The front steps to the synagogue were daunting to me, knowing that dad was going to need my arm all the way up an entire flight of broad, shiny, stone steps, knowing there was no way he’d allow us to take the elevator. He’d fought his way through his entire life, believing fiercely that he had to, and that he would always manage “just fine” without any help from anyone. Now here we were…this proud old man, mostly blind, walking arm and arm up each stone step with his eldest daughter at his side. I knew that he could barely see where we were going, knowing that darkness arrived in his world several hours before it came to the rest of us, because of his limited vision. But there he was standing tall, taking my arm like we were just having a lovely visit. Once inside the enormous building, dad knew where he was going – had put it to memory from the first visit. About 20 feet from the door to the conference room he let loose of me, and said he’d take it from there.

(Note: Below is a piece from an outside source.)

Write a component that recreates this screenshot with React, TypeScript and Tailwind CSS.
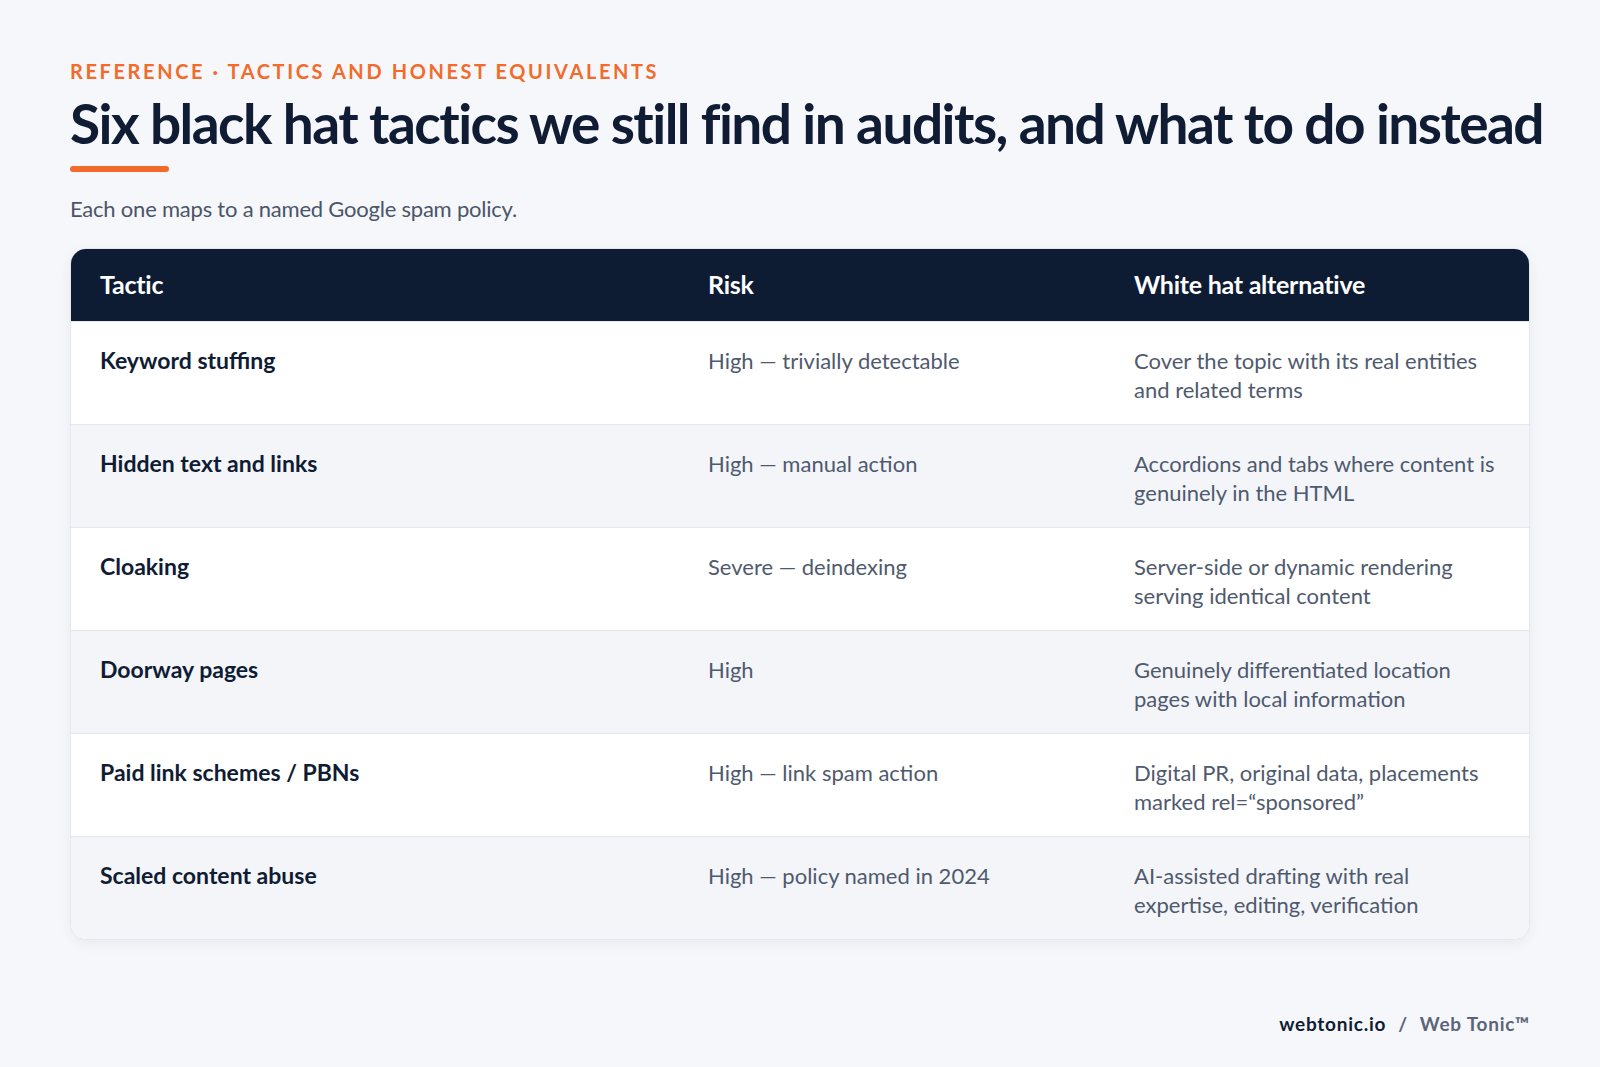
const ROWS = [
  { tactic: 'Keyword stuffing', risk: 'High — trivially detectable', alt: 'Cover the topic with its real entities and related terms' },
  { tactic: 'Hidden text and links', risk: 'High — manual action', alt: 'Accordions and tabs where content is genuinely in the HTML' },
  { tactic: 'Cloaking', risk: 'Severe — deindexing', alt: 'Server-side or dynamic rendering serving identical content' },
  { tactic: 'Doorway pages', risk: 'High', alt: 'Genuinely differentiated location pages with local information' },
  { tactic: 'Paid link schemes / PBNs', risk: 'High — link spam action', alt: 'Digital PR, original data, placements marked rel=“sponsored”' },
  { tactic: 'Scaled content abuse', risk: 'High — policy named in 2024', alt: 'AI-assisted drafting with real expertise, editing, verification' },
];

export default function App() {
  return (
    <div className="min-h-screen bg-[#f5f7fa] px-[70px] pt-[59px] pb-[30px] font-['Lato','Noto_Sans',sans-serif] text-[#0f1c33]">
      <p className="text-[20px] font-bold uppercase leading-[24px] tracking-[0.13em] text-[#f26b2a]">
        Reference · Tactics and honest equivalents
      </p>
      <h1 className="mt-[7px] whitespace-nowrap text-[55px] font-bold leading-[66px] tracking-[-0.028em] text-[#0f1c33]">
        Six black hat tactics we still find in audits, and what to do instead
      </h1>
      <div className="mt-[10px] h-[6px] w-[99px] rounded-full bg-[#f26b2a]" />
      <p className="mt-[23px] text-[22px] leading-[28px] tracking-[-0.01em] text-[#4b5569]">
        Each one maps to a named Google spam policy.
      </p>

      <div className="mt-[25px] overflow-hidden rounded-[16px] border border-[#e4e8ee] bg-white shadow-[0_4px_14px_rgba(15,28,51,0.05)]">
        <div className="grid h-[72px] grid-cols-[608px_426px_1fr] items-center bg-[#0d1b33] text-[25px] font-bold tracking-[-0.01em] text-white">
          <div className="pl-[29px]">Tactic</div>
          <div className="pl-[29px]">Risk</div>
          <div className="pl-[29px]">White hat alternative</div>
        </div>
        {ROWS.map((r, i) => (
          <div
            key={r.tactic}
            className={`grid h-[103px] grid-cols-[608px_426px_1fr] border-t border-[#e4e8ee] pt-[24px] text-[22px] leading-[29px] ${
              i % 2 === 1 ? 'bg-[#f3f5f9]' : 'bg-white'
            }`}
          >
            <div className="pl-[29px] text-[23px] font-bold text-[#0f1c33]">{r.tactic}</div>
            <div className="pl-[29px] text-[#4f5a6e]">{r.risk}</div>
            <div className="pl-[29px] pr-[29px] text-[#4f5a6e]">{r.alt}</div>
          </div>
        ))}
      </div>

      <div className="mt-[72px] flex justify-end gap-[12px] text-[19px] font-bold leading-[24px] tracking-[0.04em]">
        <span className="text-[#0f1c33]">webtonic.io</span>
        <span className="text-[#5b6577]">/</span>
        <span className="text-[#5b6577]">Web Tonic™</span>
      </div>
    </div>
  );
}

I retraced our steps slowly, feeling so tenderhearted for this old man whom I’d spent a good chunk of my life being afraid of and then later, angry at. Now, I didn’t want to leave him there alone. I dawdled a bit in the lobby, walking through it as slowly as I could, pretending to be interested in the artwork on the walls, every so often glancing back at the over-sized door that he had disappeared through. He was gone, and I hoped from the bottom of my heart that he would find some kind of comfort or wisdom or something there in that room. But I would never know. And he never went back.